[Short problem] Your task is to output the data exactly as it stands.

[Data shown]
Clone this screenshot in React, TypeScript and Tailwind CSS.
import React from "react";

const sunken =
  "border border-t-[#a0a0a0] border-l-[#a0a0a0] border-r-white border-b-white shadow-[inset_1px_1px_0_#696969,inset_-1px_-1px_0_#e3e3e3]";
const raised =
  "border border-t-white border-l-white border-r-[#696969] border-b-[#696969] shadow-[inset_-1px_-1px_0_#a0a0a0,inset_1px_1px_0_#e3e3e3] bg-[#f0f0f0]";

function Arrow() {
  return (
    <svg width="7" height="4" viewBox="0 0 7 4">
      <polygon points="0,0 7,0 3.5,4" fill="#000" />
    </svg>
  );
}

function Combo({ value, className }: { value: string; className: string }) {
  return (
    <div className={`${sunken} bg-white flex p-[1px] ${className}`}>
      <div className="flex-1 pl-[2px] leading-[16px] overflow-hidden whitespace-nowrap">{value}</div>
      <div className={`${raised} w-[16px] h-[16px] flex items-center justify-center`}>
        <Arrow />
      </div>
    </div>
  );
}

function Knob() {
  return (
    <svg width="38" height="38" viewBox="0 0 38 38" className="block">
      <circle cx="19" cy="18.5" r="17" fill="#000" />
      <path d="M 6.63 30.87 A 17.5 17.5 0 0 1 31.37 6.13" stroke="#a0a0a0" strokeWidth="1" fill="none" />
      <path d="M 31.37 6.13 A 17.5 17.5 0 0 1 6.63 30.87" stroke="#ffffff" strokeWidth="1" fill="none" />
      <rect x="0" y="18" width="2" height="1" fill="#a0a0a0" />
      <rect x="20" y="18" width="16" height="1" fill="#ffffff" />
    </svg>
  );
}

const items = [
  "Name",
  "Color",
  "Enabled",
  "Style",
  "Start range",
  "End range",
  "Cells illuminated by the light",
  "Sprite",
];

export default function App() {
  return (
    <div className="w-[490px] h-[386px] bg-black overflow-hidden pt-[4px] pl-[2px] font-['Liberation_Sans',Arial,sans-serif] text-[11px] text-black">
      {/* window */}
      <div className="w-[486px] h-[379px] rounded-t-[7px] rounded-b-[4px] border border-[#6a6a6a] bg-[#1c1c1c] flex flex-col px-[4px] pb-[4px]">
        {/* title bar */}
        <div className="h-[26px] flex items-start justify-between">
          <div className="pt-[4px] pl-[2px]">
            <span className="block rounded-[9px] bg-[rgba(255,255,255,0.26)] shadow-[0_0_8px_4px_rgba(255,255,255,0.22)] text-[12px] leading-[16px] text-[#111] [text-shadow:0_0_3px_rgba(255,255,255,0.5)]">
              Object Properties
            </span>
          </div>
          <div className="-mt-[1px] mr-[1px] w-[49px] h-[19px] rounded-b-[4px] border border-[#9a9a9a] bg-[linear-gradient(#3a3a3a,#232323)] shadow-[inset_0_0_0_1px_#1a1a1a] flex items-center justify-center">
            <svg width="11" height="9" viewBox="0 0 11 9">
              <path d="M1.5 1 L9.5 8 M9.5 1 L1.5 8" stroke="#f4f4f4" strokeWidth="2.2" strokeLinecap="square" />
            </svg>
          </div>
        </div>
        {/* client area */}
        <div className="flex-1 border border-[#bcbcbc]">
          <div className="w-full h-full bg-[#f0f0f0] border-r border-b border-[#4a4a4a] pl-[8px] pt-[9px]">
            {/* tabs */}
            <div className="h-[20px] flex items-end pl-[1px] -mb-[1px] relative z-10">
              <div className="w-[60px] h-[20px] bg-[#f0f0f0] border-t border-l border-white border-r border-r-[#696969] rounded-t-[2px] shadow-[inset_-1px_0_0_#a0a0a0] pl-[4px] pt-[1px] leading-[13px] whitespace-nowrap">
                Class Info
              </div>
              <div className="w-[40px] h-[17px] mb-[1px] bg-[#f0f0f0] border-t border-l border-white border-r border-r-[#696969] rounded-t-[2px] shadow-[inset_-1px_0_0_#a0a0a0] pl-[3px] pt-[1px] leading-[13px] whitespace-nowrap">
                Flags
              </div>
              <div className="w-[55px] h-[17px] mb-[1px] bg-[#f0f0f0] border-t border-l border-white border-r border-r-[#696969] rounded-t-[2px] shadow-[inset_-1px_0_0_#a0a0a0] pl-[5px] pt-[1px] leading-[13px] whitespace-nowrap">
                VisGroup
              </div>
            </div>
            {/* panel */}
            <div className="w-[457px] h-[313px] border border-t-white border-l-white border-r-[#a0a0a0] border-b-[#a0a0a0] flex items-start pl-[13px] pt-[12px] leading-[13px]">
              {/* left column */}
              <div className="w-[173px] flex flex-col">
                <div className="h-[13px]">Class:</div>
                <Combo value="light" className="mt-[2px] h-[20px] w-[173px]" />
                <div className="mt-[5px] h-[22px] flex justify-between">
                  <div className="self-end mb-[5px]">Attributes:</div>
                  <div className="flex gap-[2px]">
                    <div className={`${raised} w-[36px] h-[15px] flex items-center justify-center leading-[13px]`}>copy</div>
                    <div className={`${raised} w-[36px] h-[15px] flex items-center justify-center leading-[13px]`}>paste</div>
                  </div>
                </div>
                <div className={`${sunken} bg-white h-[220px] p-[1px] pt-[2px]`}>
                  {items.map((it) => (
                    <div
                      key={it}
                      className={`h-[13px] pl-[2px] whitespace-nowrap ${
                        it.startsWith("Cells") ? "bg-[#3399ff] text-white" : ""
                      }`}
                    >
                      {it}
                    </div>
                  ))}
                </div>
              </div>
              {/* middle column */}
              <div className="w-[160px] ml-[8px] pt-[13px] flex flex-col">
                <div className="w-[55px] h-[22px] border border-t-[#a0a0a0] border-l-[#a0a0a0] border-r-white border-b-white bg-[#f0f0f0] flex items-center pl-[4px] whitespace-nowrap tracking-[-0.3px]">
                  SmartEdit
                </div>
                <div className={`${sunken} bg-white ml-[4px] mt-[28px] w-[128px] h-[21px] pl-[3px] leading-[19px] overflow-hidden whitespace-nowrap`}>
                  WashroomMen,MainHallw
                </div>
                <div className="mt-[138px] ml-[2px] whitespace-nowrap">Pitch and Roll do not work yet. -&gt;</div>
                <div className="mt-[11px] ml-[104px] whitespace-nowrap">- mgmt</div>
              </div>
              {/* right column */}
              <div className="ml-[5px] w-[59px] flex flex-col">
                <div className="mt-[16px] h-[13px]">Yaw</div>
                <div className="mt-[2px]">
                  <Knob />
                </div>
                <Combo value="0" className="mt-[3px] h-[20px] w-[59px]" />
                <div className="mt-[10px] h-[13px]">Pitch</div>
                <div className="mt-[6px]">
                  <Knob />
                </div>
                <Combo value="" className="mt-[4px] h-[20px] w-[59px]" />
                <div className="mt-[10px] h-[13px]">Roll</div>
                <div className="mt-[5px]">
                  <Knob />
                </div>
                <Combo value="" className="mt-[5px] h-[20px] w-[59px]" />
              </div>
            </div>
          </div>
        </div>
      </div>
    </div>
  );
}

[In response]
Clone this screenshot in React, TypeScript and Tailwind CSS.
import React from "react";

const sunken =
  "border border-t-[#a0a0a0] border-l-[#a0a0a0] border-r-white border-b-white shadow-[inset_1px_1px_0_#696969,inset_-1px_-1px_0_#e3e3e3]";
const raised =
  "border border-t-white border-l-white border-r-[#696969] border-b-[#696969] shadow-[inset_-1px_-1px_0_#a0a0a0,inset_1px_1px_0_#e3e3e3] bg-[#f0f0f0]";

function Arrow() {
  return (
    <svg width="7" height="4" viewBox="0 0 7 4">
      <polygon points="0,0 7,0 3.5,4" fill="#000" />
    </svg>
  );
}

function Combo({ value, className }: { value: string; className: string }) {
  return (
    <div className={`${sunken} bg-white flex p-[1px] ${className}`}>
      <div className="flex-1 pl-[2px] leading-[16px] overflow-hidden whitespace-nowrap">{value}</div>
      <div className={`${raised} w-[16px] h-[16px] flex items-center justify-center`}>
        <Arrow />
      </div>
    </div>
  );
}

function Knob() {
  return (
    <svg width="38" height="38" viewBox="0 0 38 38" className="block">
      <circle cx="19" cy="18.5" r="17" fill="#000" />
      <path d="M 6.63 30.87 A 17.5 17.5 0 0 1 31.37 6.13" stroke="#a0a0a0" strokeWidth="1" fill="none" />
      <path d="M 31.37 6.13 A 17.5 17.5 0 0 1 6.63 30.87" stroke="#ffffff" strokeWidth="1" fill="none" />
      <rect x="0" y="18" width="2" height="1" fill="#a0a0a0" />
      <rect x="20" y="18" width="16" height="1" fill="#ffffff" />
    </svg>
  );
}

const items = [
  "Name",
  "Color",
  "Enabled",
  "Style",
  "Start range",
  "End range",
  "Cells illuminated by the light",
  "Sprite",
];

export default function App() {
  return (
    <div className="w-[490px] h-[386px] bg-black overflow-hidden pt-[4px] pl-[2px] font-['Liberation_Sans',Arial,sans-serif] text-[11px] text-black">
      {/* window */}
      <div className="w-[486px] h-[379px] rounded-t-[7px] rounded-b-[4px] border border-[#6a6a6a] bg-[#1c1c1c] flex flex-col px-[4px] pb-[4px]">
        {/* title bar */}
        <div className="h-[26px] flex items-start justify-between">
          <div className="pt-[4px] pl-[2px]">
            <span className="block rounded-[9px] bg-[rgba(255,255,255,0.26)] shadow-[0_0_8px_4px_rgba(255,255,255,0.22)] text-[12px] leading-[16px] text-[#111] [text-shadow:0_0_3px_rgba(255,255,255,0.5)]">
              Object Properties
            </span>
          </div>
          <div className="-mt-[1px] mr-[1px] w-[49px] h-[19px] rounded-b-[4px] border border-[#9a9a9a] bg-[linear-gradient(#3a3a3a,#232323)] shadow-[inset_0_0_0_1px_#1a1a1a] flex items-center justify-center">
            <svg width="11" height="9" viewBox="0 0 11 9">
              <path d="M1.5 1 L9.5 8 M9.5 1 L1.5 8" stroke="#f4f4f4" strokeWidth="2.2" strokeLinecap="square" />
            </svg>
          </div>
        </div>
        {/* client area */}
        <div className="flex-1 border border-[#bcbcbc]">
          <div className="w-full h-full bg-[#f0f0f0] border-r border-b border-[#4a4a4a] pl-[8px] pt-[9px]">
            {/* tabs */}
            <div className="h-[20px] flex items-end pl-[1px] -mb-[1px] relative z-10">
              <div className="w-[60px] h-[20px] bg-[#f0f0f0] border-t border-l border-white border-r border-r-[#696969] rounded-t-[2px] shadow-[inset_-1px_0_0_#a0a0a0] pl-[4px] pt-[1px] leading-[13px] whitespace-nowrap">
                Class Info
              </div>
              <div className="w-[40px] h-[17px] mb-[1px] bg-[#f0f0f0] border-t border-l border-white border-r border-r-[#696969] rounded-t-[2px] shadow-[inset_-1px_0_0_#a0a0a0] pl-[3px] pt-[1px] leading-[13px] whitespace-nowrap">
                Flags
              </div>
              <div className="w-[55px] h-[17px] mb-[1px] bg-[#f0f0f0] border-t border-l border-white border-r border-r-[#696969] rounded-t-[2px] shadow-[inset_-1px_0_0_#a0a0a0] pl-[5px] pt-[1px] leading-[13px] whitespace-nowrap">
                VisGroup
              </div>
            </div>
            {/* panel */}
            <div className="w-[457px] h-[313px] border border-t-white border-l-white border-r-[#a0a0a0] border-b-[#a0a0a0] flex items-start pl-[13px] pt-[12px] leading-[13px]">
              {/* left column */}
              <div className="w-[173px] flex flex-col">
                <div className="h-[13px]">Class:</div>
                <Combo value="light" className="mt-[2px] h-[20px] w-[173px]" />
                <div className="mt-[5px] h-[22px] flex justify-between">
                  <div className="self-end mb-[5px]">Attributes:</div>
                  <div className="flex gap-[2px]">
                    <div className={`${raised} w-[36px] h-[15px] flex items-center justify-center leading-[13px]`}>copy</div>
                    <div className={`${raised} w-[36px] h-[15px] flex items-center justify-center leading-[13px]`}>paste</div>
                  </div>
                </div>
                <div className={`${sunken} bg-white h-[220px] p-[1px] pt-[2px]`}>
                  {items.map((it) => (
                    <div
                      key={it}
                      className={`h-[13px] pl-[2px] whitespace-nowrap ${
                        it.startsWith("Cells") ? "bg-[#3399ff] text-white" : ""
                      }`}
                    >
                      {it}
                    </div>
                  ))}
                </div>
              </div>
              {/* middle column */}
              <div className="w-[160px] ml-[8px] pt-[13px] flex flex-col">
                <div className="w-[55px] h-[22px] border border-t-[#a0a0a0] border-l-[#a0a0a0] border-r-white border-b-white bg-[#f0f0f0] flex items-center pl-[4px] whitespace-nowrap tracking-[-0.3px]">
                  SmartEdit
                </div>
                <div className={`${sunken} bg-white ml-[4px] mt-[28px] w-[128px] h-[21px] pl-[3px] leading-[19px] overflow-hidden whitespace-nowrap`}>
                  WashroomMen,MainHallw
                </div>
                <div className="mt-[138px] ml-[2px] whitespace-nowrap">Pitch and Roll do not work yet. -&gt;</div>
                <div className="mt-[11px] ml-[104px] whitespace-nowrap">- mgmt</div>
              </div>
              {/* right column */}
              <div className="ml-[5px] w-[59px] flex flex-col">
                <div className="mt-[16px] h-[13px]">Yaw</div>
                <div className="mt-[2px]">
                  <Knob />
                </div>
                <Combo value="0" className="mt-[3px] h-[20px] w-[59px]" />
                <div className="mt-[10px] h-[13px]">Pitch</div>
                <div className="mt-[6px]">
                  <Knob />
                </div>
                <Combo value="" className="mt-[4px] h-[20px] w-[59px]" />
                <div className="mt-[10px] h-[13px]">Roll</div>
                <div className="mt-[5px]">
                  <Knob />
                </div>
                <Combo value="" className="mt-[5px] h-[20px] w-[59px]" />
              </div>
            </div>
          </div>
        </div>
      </div>
    </div>
  );
}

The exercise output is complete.